▶

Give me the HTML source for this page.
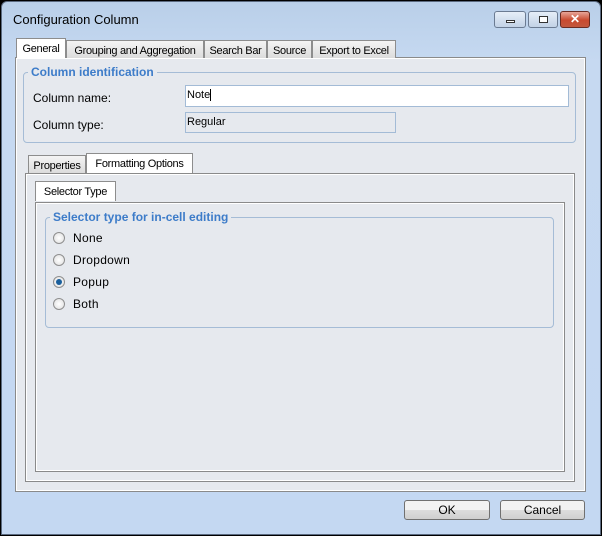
<!DOCTYPE html><html><head><style>
*{box-sizing:border-box}
body{margin:0;width:602px;height:536px;overflow:hidden;background:#000;font-family:"Liberation Sans",sans-serif;font-size:11px;color:#000}
.a{position:absolute}
#win{left:1px;top:1px;width:600px;height:534px;background:linear-gradient(#b9cfe9,#c6d9f1 60px,#c4d8f2);border-radius:6px 6px 0 0;border:1px solid #5b6a80}
.tab{position:absolute;border:1px solid #8d8d8d;border-bottom:none;background:linear-gradient(#f4f4f4,#dcdcdc);padding:4px 3px 0;height:18px;white-space:nowrap;letter-spacing:-0.3px;text-align:center}
.tab.s{background:#fff;height:20px;padding-top:4px}
.panel{position:absolute;border:1px solid #8a8a8a;background:#e6e9ee;box-shadow:inset 0 0 0 1px #fff}
.grp{position:absolute;border:1px solid #a5bcd6;border-radius:4px}
.gt{position:absolute;top:-8px;left:4px;padding:0 3px;background:#e6e9ee;color:#3d7cc9;font-weight:bold;font-size:12px}
.rad{position:absolute;width:12px;height:12px;border-radius:50%;border:1px solid #8f8f8f;background:radial-gradient(#fff,#dedede)}
.lb{position:absolute;font-size:12px;letter-spacing:0.3px}
.btn{position:absolute;height:20px;border:1px solid #707070;border-radius:3px;background:linear-gradient(#f2f2f2 50%,#dddddd 50%,#cfcfcf);text-align:center;line-height:18px;font-size:12px}
</style></head><body>
<div id="win" class="a"></div>
<div class="a" style="left:13px;top:12px;font-size:13px">Configuration Column</div>
<div class="a" style="left:494px;top:11px;width:32px;height:17px;border:1px solid #6b7b92;border-radius:3px;background:linear-gradient(#e6eef8,#c2d2e6)"><div class="a" style="left:11px;top:8px;width:9px;height:3px;border:1px solid #333;background:#fff"></div></div>
<div class="a" style="left:528px;top:11px;width:30px;height:17px;border:1px solid #6b7b92;border-radius:3px;background:linear-gradient(#e6eef8,#c2d2e6)"><div class="a" style="left:10px;top:4px;width:9px;height:7px;border:1px solid #333;background:#fff"></div></div>
<div class="a" style="left:560px;top:11px;width:30px;height:17px;border:1px solid #6a2b22;border-radius:3px;background:linear-gradient(#e8a699,#c8492f 55%,#c2573e);color:#fff;font-weight:bold;text-align:center;font-size:12px;line-height:15px">✕</div>

<div class="panel" style="left:15px;top:57px;width:571px;height:435px"></div>
<div class="tab s" style="left:16px;top:38px;width:50px">General</div>
<div class="tab" style="left:66px;top:40px;width:138px">Grouping and Aggregation</div>
<div class="tab" style="left:204px;top:40px;width:63px">Search Bar</div>
<div class="tab" style="left:267px;top:40px;width:45px">Source</div>
<div class="tab" style="left:312px;top:40px;width:84px">Export to Excel</div>

<div class="grp" style="left:23px;top:72px;width:553px;height:71px"><div class="gt" style="top:-8px">Column identification</div></div>
<div class="a" style="left:33px;top:91px;font-size:12px">Column name:</div>
<div class="a" style="left:185px;top:85px;width:384px;height:22px;background:#fff;border:1px solid #a3bbd6;padding:3px 1px">Note<span style="border-left:1px solid #000"></span></div>
<div class="a" style="left:33px;top:118px;font-size:12px">Column type:</div>
<div class="a" style="left:185px;top:112px;width:211px;height:21px;border:1px solid #a3bbd6;padding:3px 1px">Regular</div>

<div class="panel" style="left:25px;top:173px;width:550px;height:309px"></div>
<div class="tab" style="left:28px;top:155px;width:58px">Properties</div>
<div class="tab s" style="left:86px;top:153px;width:107px;background:#fff">Formatting Options</div>
<div class="panel" style="left:35px;top:202px;width:530px;height:270px"></div>
<div class="tab s" style="left:35px;top:181px;width:81px">Selector Type</div>

<div class="grp" style="left:45px;top:217px;width:509px;height:111px"><div class="gt">Selector type for in-cell editing</div></div>
<div class="rad" style="left:53px;top:232px"></div><div class="lb" style="left:73px;top:231px">None</div>
<div class="rad" style="left:53px;top:254px"></div><div class="lb" style="left:73px;top:253px">Dropdown</div>
<div class="rad" style="left:53px;top:276px"><div class="a" style="left:2px;top:2px;width:6px;height:6px;border-radius:50%;background:#1a5f9c"></div></div><div class="lb" style="left:73px;top:275px">Popup</div>
<div class="rad" style="left:53px;top:298px"></div><div class="lb" style="left:73px;top:297px">Both</div>

<div class="btn" style="left:404px;top:500px;width:86px">OK</div>
<div class="btn" style="left:500px;top:500px;width:85px">Cancel</div>
</body></html>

◀

- [Work required]:
Copy the listing in full and without alteration, omitting every picture.

- [Output of the task]:
Give me the HTML source for this page.
<!DOCTYPE html><html><head><style>
*{box-sizing:border-box}
body{margin:0;width:602px;height:536px;overflow:hidden;background:#000;font-family:"Liberation Sans",sans-serif;font-size:11px;color:#000}
.a{position:absolute}
#win{left:1px;top:1px;width:600px;height:534px;background:linear-gradient(#b9cfe9,#c6d9f1 60px,#c4d8f2);border-radius:6px 6px 0 0;border:1px solid #5b6a80}
.tab{position:absolute;border:1px solid #8d8d8d;border-bottom:none;background:linear-gradient(#f4f4f4,#dcdcdc);padding:4px 3px 0;height:18px;white-space:nowrap;letter-spacing:-0.3px;text-align:center}
.tab.s{background:#fff;height:20px;padding-top:4px}
.panel{position:absolute;border:1px solid #8a8a8a;background:#e6e9ee;box-shadow:inset 0 0 0 1px #fff}
.grp{position:absolute;border:1px solid #a5bcd6;border-radius:4px}
.gt{position:absolute;top:-8px;left:4px;padding:0 3px;background:#e6e9ee;color:#3d7cc9;font-weight:bold;font-size:12px}
.rad{position:absolute;width:12px;height:12px;border-radius:50%;border:1px solid #8f8f8f;background:radial-gradient(#fff,#dedede)}
.lb{position:absolute;font-size:12px;letter-spacing:0.3px}
.btn{position:absolute;height:20px;border:1px solid #707070;border-radius:3px;background:linear-gradient(#f2f2f2 50%,#dddddd 50%,#cfcfcf);text-align:center;line-height:18px;font-size:12px}
</style></head><body>
<div id="win" class="a"></div>
<div class="a" style="left:13px;top:12px;font-size:13px">Configuration Column</div>
<div class="a" style="left:494px;top:11px;width:32px;height:17px;border:1px solid #6b7b92;border-radius:3px;background:linear-gradient(#e6eef8,#c2d2e6)"><div class="a" style="left:11px;top:8px;width:9px;height:3px;border:1px solid #333;background:#fff"></div></div>
<div class="a" style="left:528px;top:11px;width:30px;height:17px;border:1px solid #6b7b92;border-radius:3px;background:linear-gradient(#e6eef8,#c2d2e6)"><div class="a" style="left:10px;top:4px;width:9px;height:7px;border:1px solid #333;background:#fff"></div></div>
<div class="a" style="left:560px;top:11px;width:30px;height:17px;border:1px solid #6a2b22;border-radius:3px;background:linear-gradient(#e8a699,#c8492f 55%,#c2573e);color:#fff;font-weight:bold;text-align:center;font-size:12px;line-height:15px">✕</div>

<div class="panel" style="left:15px;top:57px;width:571px;height:435px"></div>
<div class="tab s" style="left:16px;top:38px;width:50px">General</div>
<div class="tab" style="left:66px;top:40px;width:138px">Grouping and Aggregation</div>
<div class="tab" style="left:204px;top:40px;width:63px">Search Bar</div>
<div class="tab" style="left:267px;top:40px;width:45px">Source</div>
<div class="tab" style="left:312px;top:40px;width:84px">Export to Excel</div>

<div class="grp" style="left:23px;top:72px;width:553px;height:71px"><div class="gt" style="top:-8px">Column identification</div></div>
<div class="a" style="left:33px;top:91px;font-size:12px">Column name:</div>
<div class="a" style="left:185px;top:85px;width:384px;height:22px;background:#fff;border:1px solid #a3bbd6;padding:3px 1px">Note<span style="border-left:1px solid #000"></span></div>
<div class="a" style="left:33px;top:118px;font-size:12px">Column type:</div>
<div class="a" style="left:185px;top:112px;width:211px;height:21px;border:1px solid #a3bbd6;padding:3px 1px">Regular</div>

<div class="panel" style="left:25px;top:173px;width:550px;height:309px"></div>
<div class="tab" style="left:28px;top:155px;width:58px">Properties</div>
<div class="tab s" style="left:86px;top:153px;width:107px;background:#fff">Formatting Options</div>
<div class="panel" style="left:35px;top:202px;width:530px;height:270px"></div>
<div class="tab s" style="left:35px;top:181px;width:81px">Selector Type</div>

<div class="grp" style="left:45px;top:217px;width:509px;height:111px"><div class="gt">Selector type for in-cell editing</div></div>
<div class="rad" style="left:53px;top:232px"></div><div class="lb" style="left:73px;top:231px">None</div>
<div class="rad" style="left:53px;top:254px"></div><div class="lb" style="left:73px;top:253px">Dropdown</div>
<div class="rad" style="left:53px;top:276px"><div class="a" style="left:2px;top:2px;width:6px;height:6px;border-radius:50%;background:#1a5f9c"></div></div><div class="lb" style="left:73px;top:275px">Popup</div>
<div class="rad" style="left:53px;top:298px"></div><div class="lb" style="left:73px;top:297px">Both</div>

<div class="btn" style="left:404px;top:500px;width:86px">OK</div>
<div class="btn" style="left:500px;top:500px;width:85px">Cancel</div>
</body></html>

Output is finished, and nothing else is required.